Why "active" doesn't mean "connected" — and vice versa
Run the two definitions against each other and the confusions dissolve. An active profile with a disconnected device is the ordinary state of any device that isn't currently using the VPN — activity describes the profile's standing, not any device's moment. A connection error with an active profile usually means something local: the network, the device, a stale import. And a device that won't connect is not, by itself, evidence about profile status — just as the Panel showing active is not, by itself, evidence that a connection attempt on some particular network will succeed. No network is guaranteed to support every setup, and the Panel was never claiming otherwise.
The two indicators disagree constantly, in other words — and their disagreement is usually both of them being correct about different things.
Reading them together: the two-question diagnosis
The practical payoff is a diagnostic order that takes one minute. Question one, at the Panel: is the profile active, and does what I expect match what my plan actually includes? Question two, at the device: what exactly does the client report, on which network, and does the same device behave differently on a network where things normally work?
The combinations point somewhere useful. Panel fine, one device failing: the problem is local to that device or network — the troubleshooting checklist territory, starting with the gentle checks. Panel fine, every device failing on every network: worth confirming each device has the current profile, freshly downloaded from your own Panel profile via the supported flow, before anything else.
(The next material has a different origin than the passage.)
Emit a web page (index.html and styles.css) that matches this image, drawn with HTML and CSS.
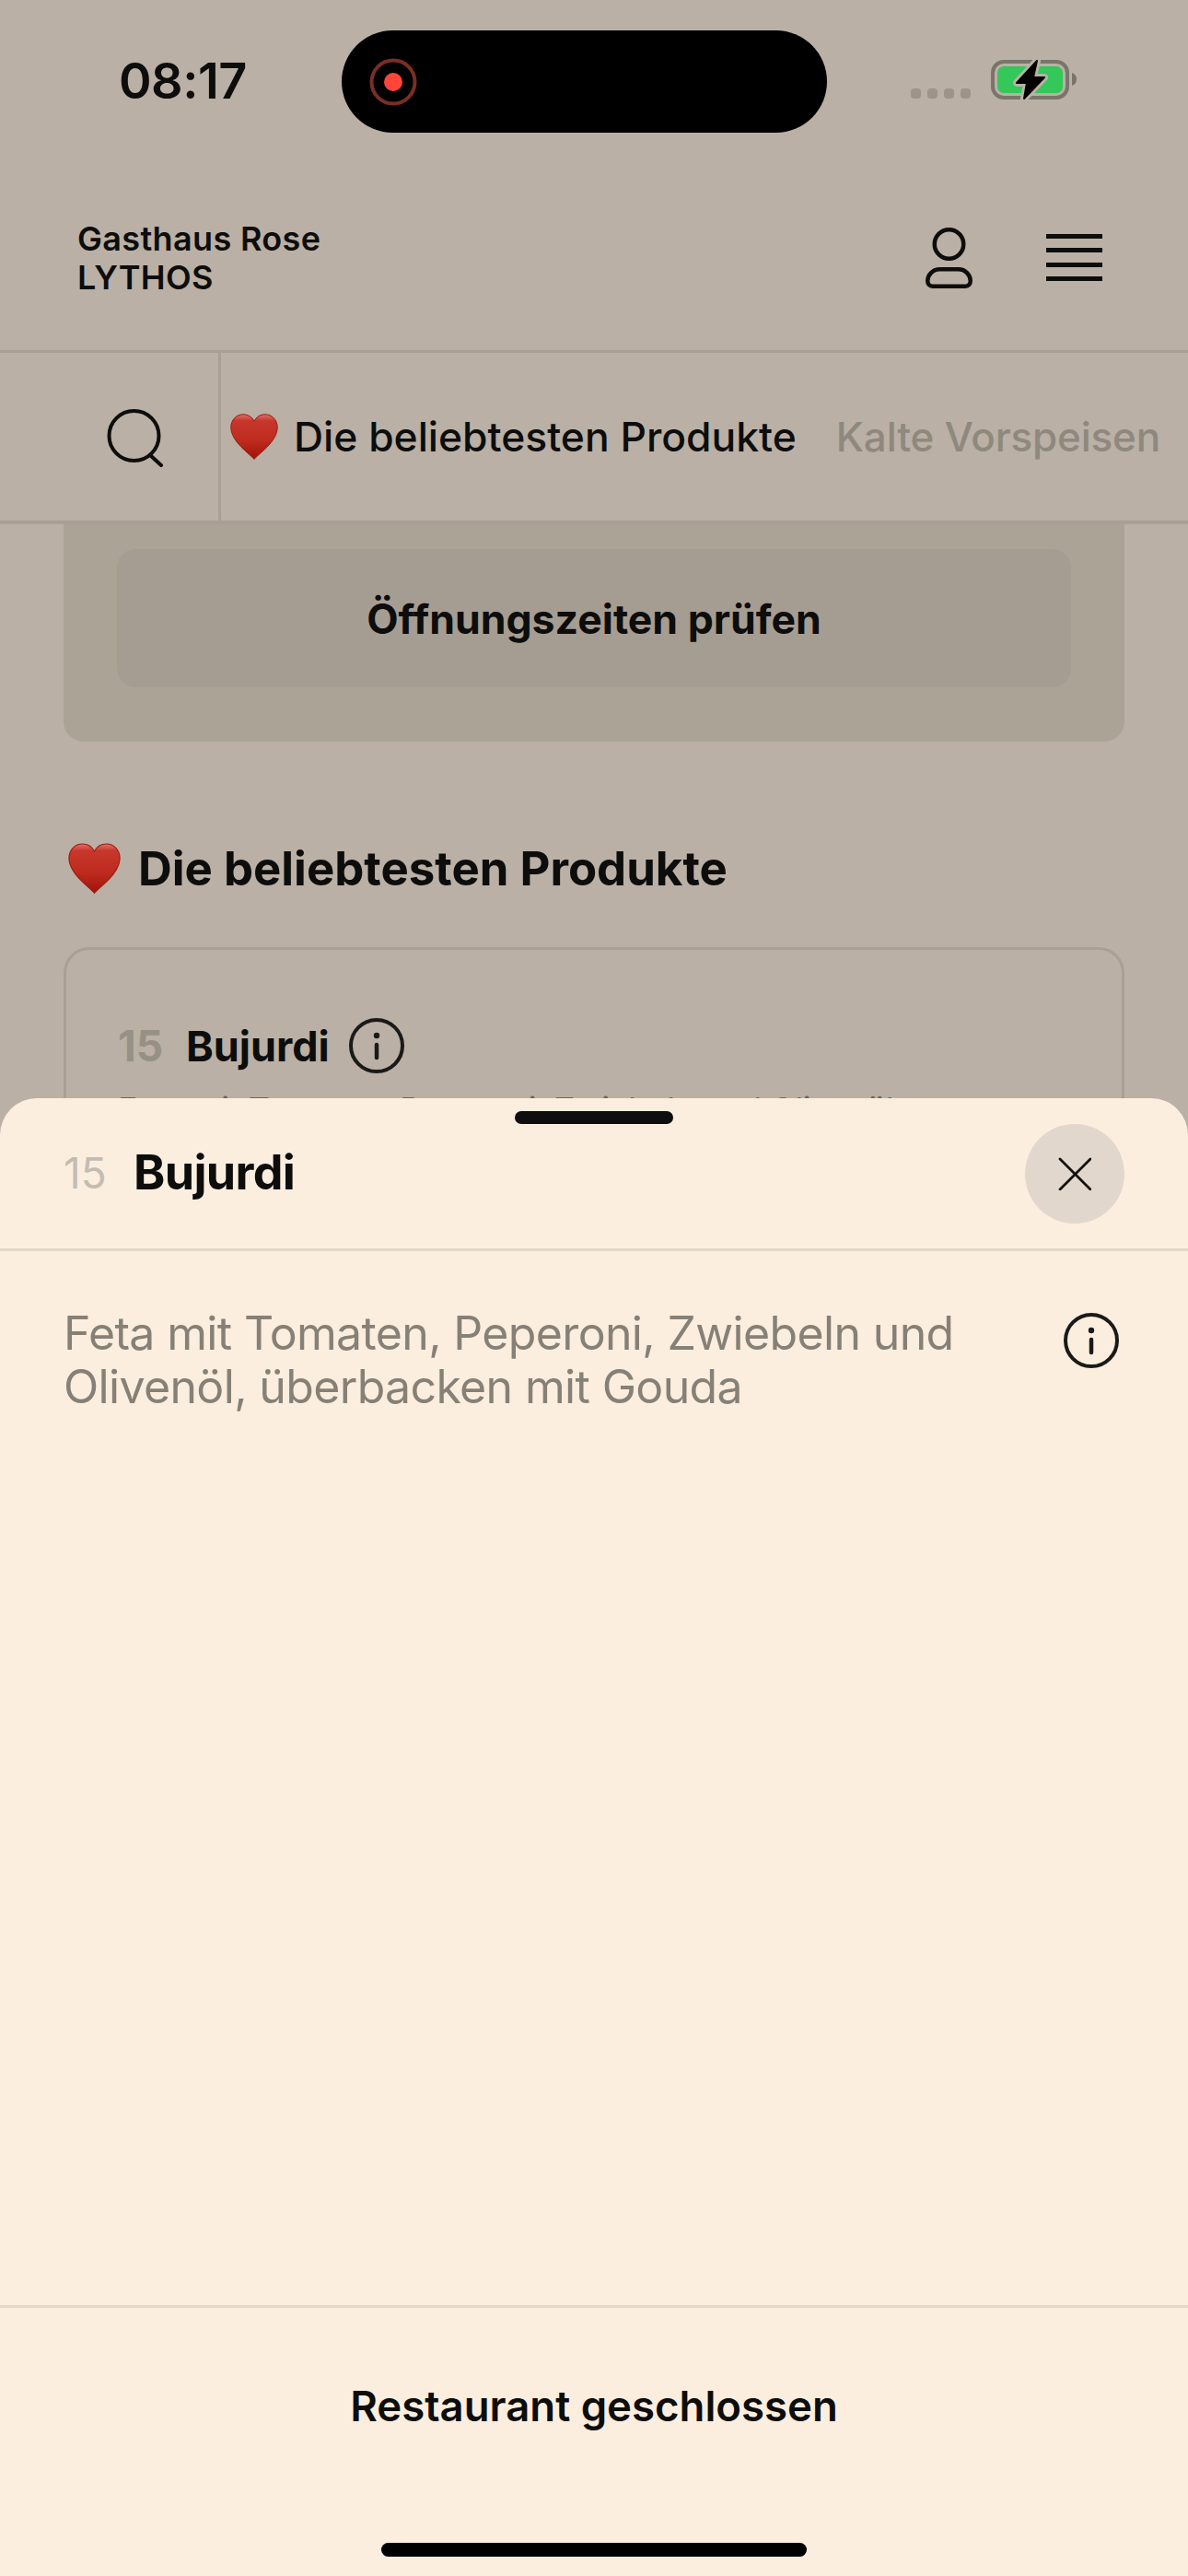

Panel showing something unexpected: that's an account-layer conversation — the Panel's own guidance and official Lisar support, not device fiddling.
Two habits that prevent the confusion
First, check the layer your question actually lives in. "Is my profile okay?" is a Panel question; "why won't this connect right now?" is a device question; asking either at the wrong layer produces answers that feel wrong because they're answering something else.
Second, when refreshing your setup, refresh it properly: the current profile is whatever your own Panel profile provides today — downloaded fresh, imported via the supported flow (download the .ovpn file, open OpenVPN Connect, choose Upload File, import and save the profile, and connect) — not whatever an old file remembers. A surprising number of "status mysteries" are simply a live indicator faithfully reporting on stale instructions.
Two layers, two questions, one minute of looking before any worrying: that's the whole skill.
Frequently asked questions
My profile shows active in the Panel but my phone says disconnected. Which is wrong? Probably neither. Profile status describes the profile's standing at the account layer; connection status describes one device's state right now. A device that isn't currently using the VPN shows disconnected regardless of the profile being active.
My client shows a connection error — does that mean my account has a problem? Not by itself. Connection errors are usually local — the network, the device, or a stale import. Check the Panel for the profile's actual status, then test the device on a network where things normally work.
The Panel says active. Why won't the hotel Wi-Fi connect? An active profile is not a promise about any particular network — no network is guaranteed to support every setup, and hotel networks add their own steps. Complete the network's own sign-in first, then connect; if it still refuses, use your fallback.
Where do I check what's actually true about my profile? The Lisar Panel — it's the source of truth for profile status and what your plan includes. Statuses can change as part of a profile's lifecycle, so look rather than infer.
Everything fails on every device — what should I check first? That each device has the current profile: a fresh download from your own Panel profile, imported through the supported flow. Live indicators faithfully report on stale instructions; refresh properly before deeper troubleshooting, and bring what you observe to official support if it persists.